On the other hand, suppose that (2) holds. Then, for sufficiently large n

$$\begin{aligned} \frac{\mu _n}{\lambda _n}\ge 1-\frac{1}{n}-\frac{1}{n\ln n}+O\left( \frac{1}{n^2}\right) , \end{aligned}$$

and, consequently,

$$\begin{aligned} \ln \left( \frac{\mu _n}{\lambda _n}\right) \ge \ln \left( 1-\frac{1}{n}-\frac{1}{n\ln n}+O\left( \frac{1}{n^2}\right) \right) . \end{aligned}$$

Similarly to that was provided before, for some constant \(C^\prime \),

$$\begin{aligned} \sum _{n=1}^{\infty }\prod _{k=1}^{n}\frac{\mu _k}{\lambda _k}\ge C^\prime \sum _{n=1}^{\infty }\frac{1}{n\ln n}=\infty . \end{aligned}$$

The recurrence follows. \(\square \)

As \(n\rightarrow \infty \), asymptotic expansion (4.5) obtained in the proof of Lemma 4.2 in [1] guarantees its correctness.

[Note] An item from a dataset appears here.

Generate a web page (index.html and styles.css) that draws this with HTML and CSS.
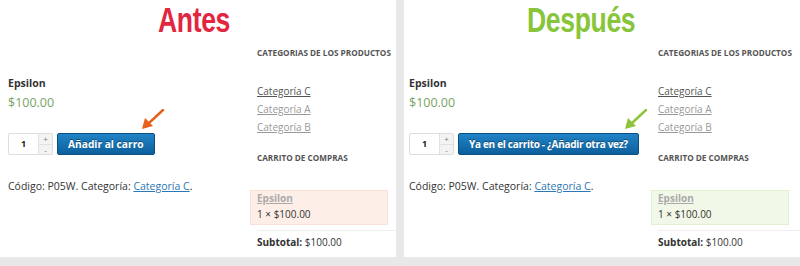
FILE: index.html
```html
<!DOCTYPE html>
<html lang="es">
<head>
  <meta charset="UTF-8">
  <title>Antes / Después</title>
  <link rel="stylesheet" href="styles.css">
</head>
<body>

  <div class="compare">

    <!-- Antes -->
    <section class="panel panel-before">
      <h1 class="title title-before"><span class="title-text">Antes</span></h1>
      <div class="shop">
        <div class="product">
          <h2 class="product-name">Epsilon</h2>
          <p class="price">$100.00</p>
          <form class="cart-form">
            <div class="qty">
              <span class="qty-value">1</span>
              <span class="qty-spin"><span>+</span><span>-</span></span>
            </div>
            <button type="button" class="add-btn">Añadir al carro</button>
          </form>
          <p class="meta">Código: P05W. Categoría: <a href="#">Categoría C</a>.</p>
        </div>
        <aside class="sidebar">
          <h3 class="widget-title">Categorias de los productos</h3>
          <ul class="cat-list">
            <li><a href="#" class="current">Categoría C</a></li>
            <li><a href="#">Categoría A</a></li>
            <li><a href="#">Categoría B</a></li>
          </ul>
          <h3 class="widget-title widget-cart">Carrito de compras</h3>
          <div class="mini-cart mini-cart-before">
            <a href="#" class="mini-name">Epsilon</a>
            <div class="mini-qty">1 × $100.00</div>
          </div>
          <p class="subtotal"><strong>Subtotal:</strong> $100.00</p>
        </aside>
      </div>
      <svg class="arrow arrow-before" width="24" height="22" viewBox="0 0 24 22">
        <line x1="22" y1="1" x2="8" y2="14" stroke="#e8611c" stroke-width="2.4" stroke-linecap="round"/>
        <polygon points="1,20 4,9 12,17" fill="#e8611c"/>
      </svg>
    </section>

    <!-- Después -->
    <section class="panel panel-after">
      <h1 class="title title-after"><span class="title-text">Después</span></h1>
      <div class="shop">
        <div class="product">
          <h2 class="product-name">Epsilon</h2>
          <p class="price">$100.00</p>
          <form class="cart-form">
            <div class="qty">
              <span class="qty-value">1</span>
              <span class="qty-spin"><span>+</span><span>-</span></span>
            </div>
            <button type="button" class="add-btn add-btn-again">Ya en el carrito - ¿Añadir otra vez?</button>
          </form>
          <p class="meta">Código: P05W. Categoría: <a href="#">Categoría C</a>.</p>
        </div>
        <aside class="sidebar">
          <h3 class="widget-title">Categorias de los productos</h3>
          <ul class="cat-list">
            <li><a href="#" class="current">Categoría C</a></li>
            <li><a href="#">Categoría A</a></li>
            <li><a href="#">Categoría B</a></li>
          </ul>
          <h3 class="widget-title widget-cart">Carrito de compras</h3>
          <div class="mini-cart mini-cart-after">
            <a href="#" class="mini-name">Epsilon</a>
            <div class="mini-qty">1 × $100.00</div>
          </div>
          <p class="subtotal"><strong>Subtotal:</strong> $100.00</p>
        </aside>
      </div>
      <svg class="arrow arrow-after" width="24" height="22" viewBox="0 0 24 22">
        <line x1="22" y1="1" x2="8" y2="14" stroke="#8cc43c" stroke-width="2.4" stroke-linecap="round"/>
        <polygon points="1,20 4,9 12,17" fill="#8cc43c"/>
      </svg>
    </section>

  </div>

</body>
</html>
```

FILE: styles.css
```css
* {
  box-sizing: border-box;
}

body {
  margin: 0;
  background: #e8e8e8;
  font-family: 'Open Sans', 'Liberation Sans', sans-serif;
  color: #333;
}

.compare {
  display: grid;
  grid-template-columns: 396px 396px;
  gap: 8px;
  height: 266px;
}

.panel {
  position: relative;
  background: #fff;
  height: 257px;
  padding-left: 8px;
}

.panel-after {
  padding-left: 5px;
}

/* titles */
.title {
  margin: 0;
  height: 40px;
  font-family: 'Liberation Sans', 'DejaVu Sans', sans-serif;
  font-weight: bold;
  font-size: 35px;
  line-height: 40px;
  letter-spacing: -0.5px;
  white-space: nowrap;
}

.title-text {
  display: inline-block;
  transform: scaleX(0.76);
  transform-origin: left center;
}

.title-before {
  color: #e2263f;
  padding-left: 150px;
}

.title-after {
  color: #88c53a;
  padding-left: 118px;
}

/* shop layout */
.shop {
  display: grid;
  grid-template-columns: 242px 1fr;
}

.product-name {
  margin: 35px 0 0;
  font-size: 10.5px;
  line-height: 16px;
  font-weight: bold;
  color: #333;
}

.price {
  margin: 2px 0 0;
  font-size: 12.5px;
  line-height: 20px;
  color: #77a464;
}

.cart-form {
  display: flex;
  gap: 4px;
  margin-top: 20px;
  height: 22px;
}

.qty {
  display: flex;
  width: 45px;
  height: 22px;
  border: 1px solid #ddd;
  border-radius: 2px;
  background: #fff;
}

.qty-value {
  flex: 1;
  font-size: 9px;
  font-weight: bold;
  line-height: 20px;
  text-align: center;
  color: #222;
}

.qty-spin {
  display: flex;
  flex-direction: column;
  width: 14px;
  border-left: 1px solid #e2e2e2;
  background: #f3f3f3;
}

.qty-spin span {
  flex: 1;
  font-size: 8px;
  line-height: 10px;
  text-align: center;
  color: #777;
}

.qty-spin span + span {
  border-top: 1px solid #e2e2e2;
}

.add-btn {
  height: 22px;
  padding: 0 10px;
  border: 1px solid #0a4f82;
  border-radius: 2px;
  background: linear-gradient(#2183c6, #0d5f9c);
  color: #fff;
  font-family: 'Open Sans', 'Liberation Sans', sans-serif;
  font-weight: bold;
  font-size: 10.2px;
  white-space: nowrap;
  text-shadow: 0 -1px 0 rgba(0, 0, 0, 0.4);
  cursor: pointer;
}

.add-btn-again {
  font-size: 10px;
  letter-spacing: -0.3px;
}

.meta {
  margin: 23px 0 0;
  font-size: 10.5px;
  line-height: 16px;
  color: #333;
}

.meta a {
  color: #2c77b5;
}

/* sidebar */
.sidebar {
  font-size: 10px;
}

.widget-title {
  margin: 6px 0 0;
  padding-left: 7px;
  font-size: 8.2px;
  line-height: 14px;
  font-weight: bold;
  text-transform: uppercase;
  color: #555;
}

.cat-list {
  list-style: none;
  margin: 22px 0 0;
  padding: 0 0 0 7px;
}

.cat-list li {
  line-height: 18px;
}

.cat-list a {
  color: #999;
}

.cat-list a.current {
  color: #555;
}

.widget-cart {
  margin-top: 15px;
}

.mini-cart {
  width: 138px;
  margin-top: 25px;
  padding: 0 6px 1px;
  border: 1px solid;
}

.mini-cart-before {
  background: #fdefe8;
  border-color: #f8e2d8;
}

.mini-cart-after {
  background: #f2f8e8;
  border-color: #e4f0d2;
}

.mini-name {
  display: block;
  line-height: 15px;
  font-weight: bold;
  color: #aaa;
}

.mini-qty {
  line-height: 17px;
  color: #333;
}

.subtotal {
  margin: 5px 0 0 7px;
  padding-top: 3px;
  border-top: 1px solid #eee;
  line-height: 16px;
  color: #333;
}

/* arrows drawn over the page */
.arrow {
  position: absolute;
  top: 109px;
}

.arrow-before {
  left: 141px;
}

.arrow-after {
  left: 220px;
}
```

However, the corrected version of Lemma 4.1 requires more delicate arguments in the proofs of Lemma 4.2 and Theorem 4.13 in [1]. Specifically, in the proof of Lemma 4.2 instead of limit relation (4.6) we should study the cases \(d=2\) and \(d\ge 3\) separately in terms of the present formulation of Lemma 4.1.

In the formulation of Theorem 4.13 in [1], assumption (4.12) must be replaced by the stronger one:

$$\begin{aligned} \frac{L_n}{M_n}\le 1+\frac{2-d}{n}+\frac{1-\epsilon }{n\ln n}, \end{aligned}$$

for all large n and a small positive \(\epsilon \). In the proof of Theorem 4.13 in [1], we should take into account that for large n

$$\begin{aligned} \frac{\lambda _n(1,d)}{\mu _n(1,d)}=1+\frac{d-1}{n}+O\left( \frac{1}{n^2}\right) \end{aligned}$$

is satisfied (see the proof of Lemma 4.2), and hence,

$$\begin{aligned} \frac{p_n}{1-p_n}\asymp \left[ \frac{\lambda _n(1,d)}{\mu _n(1,d)}\cdot \frac{L_n}{M_n}\right] \le 1+\frac{1}{n}+\frac{1-\epsilon }{n\ln n}+\frac{C}{n^2}, \end{aligned}$$

for a fixed constant C and large n. So, according to Lemma 4.1 the process is recurrent.

Note that the statements of Lemma 4.1 are closely related to those of Theorem 3 in [3] that prove recurrence and transience for the model studied there.